TASK DETAILS => Below is a listing; write it out exactly and drop any images from it.

* * *

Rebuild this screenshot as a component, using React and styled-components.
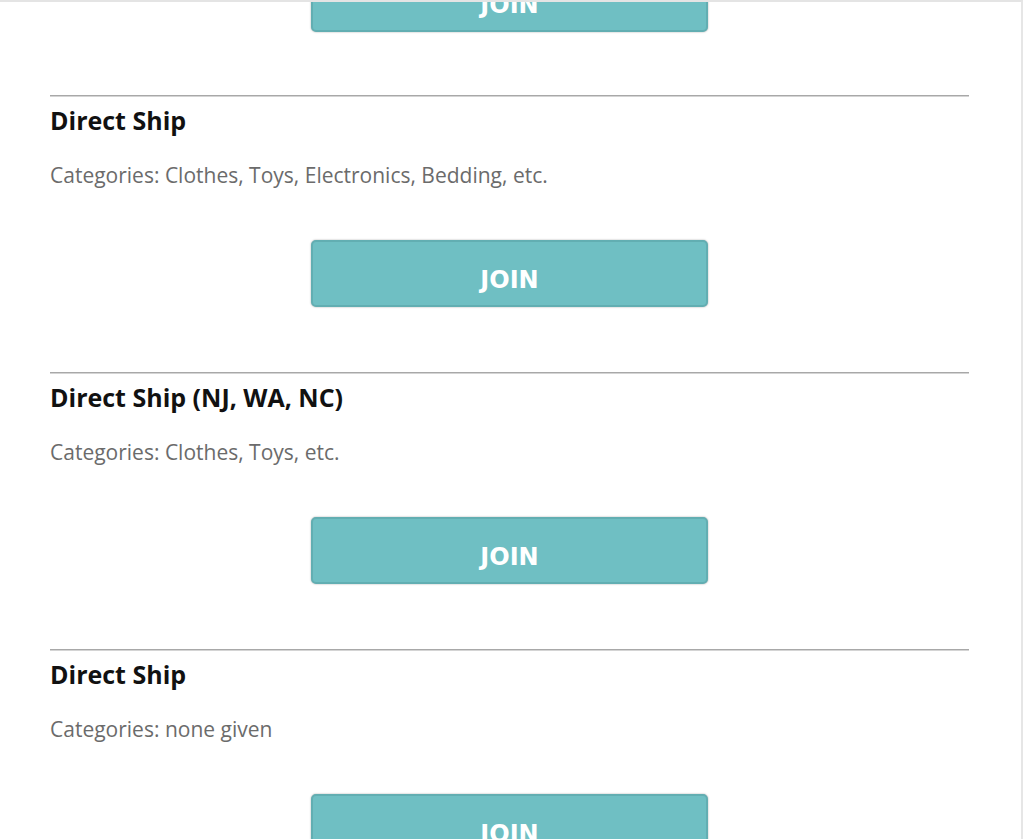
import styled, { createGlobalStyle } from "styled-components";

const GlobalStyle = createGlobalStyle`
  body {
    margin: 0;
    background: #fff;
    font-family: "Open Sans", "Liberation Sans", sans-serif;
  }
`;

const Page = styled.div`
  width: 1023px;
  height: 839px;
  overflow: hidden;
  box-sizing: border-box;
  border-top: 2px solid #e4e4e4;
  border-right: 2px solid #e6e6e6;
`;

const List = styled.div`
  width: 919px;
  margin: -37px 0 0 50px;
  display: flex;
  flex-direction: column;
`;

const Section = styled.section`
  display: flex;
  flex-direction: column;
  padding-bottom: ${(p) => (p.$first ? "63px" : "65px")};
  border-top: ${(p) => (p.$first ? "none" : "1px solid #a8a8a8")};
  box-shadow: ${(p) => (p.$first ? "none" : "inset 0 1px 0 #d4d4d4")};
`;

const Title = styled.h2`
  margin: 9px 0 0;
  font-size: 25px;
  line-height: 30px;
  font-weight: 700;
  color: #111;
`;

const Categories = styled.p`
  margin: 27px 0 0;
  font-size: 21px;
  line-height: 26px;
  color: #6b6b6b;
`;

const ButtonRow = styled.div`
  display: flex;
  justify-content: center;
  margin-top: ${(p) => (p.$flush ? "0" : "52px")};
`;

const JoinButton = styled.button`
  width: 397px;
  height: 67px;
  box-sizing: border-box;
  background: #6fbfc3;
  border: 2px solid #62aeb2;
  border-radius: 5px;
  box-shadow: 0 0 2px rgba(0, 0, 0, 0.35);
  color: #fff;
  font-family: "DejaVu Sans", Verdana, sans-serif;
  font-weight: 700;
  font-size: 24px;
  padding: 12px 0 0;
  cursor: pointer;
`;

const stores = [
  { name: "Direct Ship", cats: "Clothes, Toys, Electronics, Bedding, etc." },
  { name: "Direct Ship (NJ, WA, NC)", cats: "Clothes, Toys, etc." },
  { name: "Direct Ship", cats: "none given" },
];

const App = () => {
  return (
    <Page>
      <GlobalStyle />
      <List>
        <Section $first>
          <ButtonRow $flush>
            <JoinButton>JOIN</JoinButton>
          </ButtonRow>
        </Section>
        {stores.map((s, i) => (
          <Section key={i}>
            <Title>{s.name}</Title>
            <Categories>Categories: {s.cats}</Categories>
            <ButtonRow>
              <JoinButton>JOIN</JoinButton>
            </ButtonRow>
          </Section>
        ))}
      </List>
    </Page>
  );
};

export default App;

* * *

EXPECTED ANSWER =>
Rebuild this screenshot as a component, using React and styled-components.
import styled, { createGlobalStyle } from "styled-components";

const GlobalStyle = createGlobalStyle`
  body {
    margin: 0;
    background: #fff;
    font-family: "Open Sans", "Liberation Sans", sans-serif;
  }
`;

const Page = styled.div`
  width: 1023px;
  height: 839px;
  overflow: hidden;
  box-sizing: border-box;
  border-top: 2px solid #e4e4e4;
  border-right: 2px solid #e6e6e6;
`;

const List = styled.div`
  width: 919px;
  margin: -37px 0 0 50px;
  display: flex;
  flex-direction: column;
`;

const Section = styled.section`
  display: flex;
  flex-direction: column;
  padding-bottom: ${(p) => (p.$first ? "63px" : "65px")};
  border-top: ${(p) => (p.$first ? "none" : "1px solid #a8a8a8")};
  box-shadow: ${(p) => (p.$first ? "none" : "inset 0 1px 0 #d4d4d4")};
`;

const Title = styled.h2`
  margin: 9px 0 0;
  font-size: 25px;
  line-height: 30px;
  font-weight: 700;
  color: #111;
`;

const Categories = styled.p`
  margin: 27px 0 0;
  font-size: 21px;
  line-height: 26px;
  color: #6b6b6b;
`;

const ButtonRow = styled.div`
  display: flex;
  justify-content: center;
  margin-top: ${(p) => (p.$flush ? "0" : "52px")};
`;

const JoinButton = styled.button`
  width: 397px;
  height: 67px;
  box-sizing: border-box;
  background: #6fbfc3;
  border: 2px solid #62aeb2;
  border-radius: 5px;
  box-shadow: 0 0 2px rgba(0, 0, 0, 0.35);
  color: #fff;
  font-family: "DejaVu Sans", Verdana, sans-serif;
  font-weight: 700;
  font-size: 24px;
  padding: 12px 0 0;
  cursor: pointer;
`;

const stores = [
  { name: "Direct Ship", cats: "Clothes, Toys, Electronics, Bedding, etc." },
  { name: "Direct Ship (NJ, WA, NC)", cats: "Clothes, Toys, etc." },
  { name: "Direct Ship", cats: "none given" },
];

const App = () => {
  return (
    <Page>
      <GlobalStyle />
      <List>
        <Section $first>
          <ButtonRow $flush>
            <JoinButton>JOIN</JoinButton>
          </ButtonRow>
        </Section>
        {stores.map((s, i) => (
          <Section key={i}>
            <Title>{s.name}</Title>
            <Categories>Categories: {s.cats}</Categories>
            <ButtonRow>
              <JoinButton>JOIN</JoinButton>
            </ButtonRow>
          </Section>
        ))}
      </List>
    </Page>
  );
};

export default App;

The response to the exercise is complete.